Whitchurch High School would be able to manage its pupil intake
The biggest school in Wales, which is facing possible cuts in pupil numbers, is seeking to manage its own affairs.
Whitchurch High School in Cardiff is to apply for foundation status, which would free it of local council control.
If approved, it could scupper council plans to reduce numbers at the school, which has more than 2,260 pupils.
But the application would have to go out to consultation and may take at least a year, with the final decision taken by Education Minister Jane Hutt.
And one union said it was deeply opposed to the plan and could not rule out a ballot on industrial action.

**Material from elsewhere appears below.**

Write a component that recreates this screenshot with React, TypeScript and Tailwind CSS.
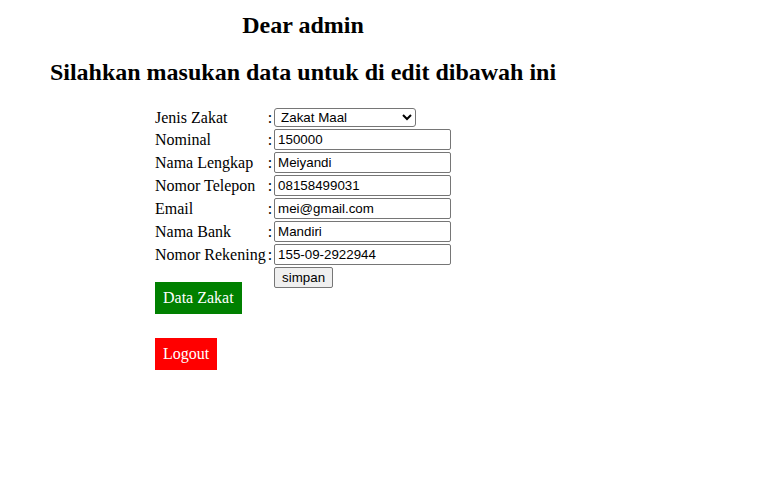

As a foundation school, Whitchurch would be able to manage its own admissions policy at a time when the council is looking at options to reduce pupil numbers.
"We are proposing to go from 12 to nine forms," said a spokeswoman for Cardiff council.
"If that takes place and Whitchurch then gain foundation status they would be able to increase back up to 11 forms."
The council is trying to tackle the problem of surplus school places in the city which it says costs £3m a year.
Across Cardiff, the council says there are 8,620 surplus places.
Cardiff North Conservative AM Jonathan Morgan said he supported the school's application.
"I think it's a terrific idea," he said. "It would give the school flexibility to manage its own pupil intake."
The public services union Unison said it was deeply opposed to the move towards foundation status.
"We have called a meeting of our members in Whitchurch and will be consulting with them, but as a union we are completely opposed to this move and cannot rule out a ballot for industrial action if the governors do not reconsider," said Mark Turner, branch secretary of Cardiff county UNISON.
There are currently eight secondary and four primary foundation schools in Wales.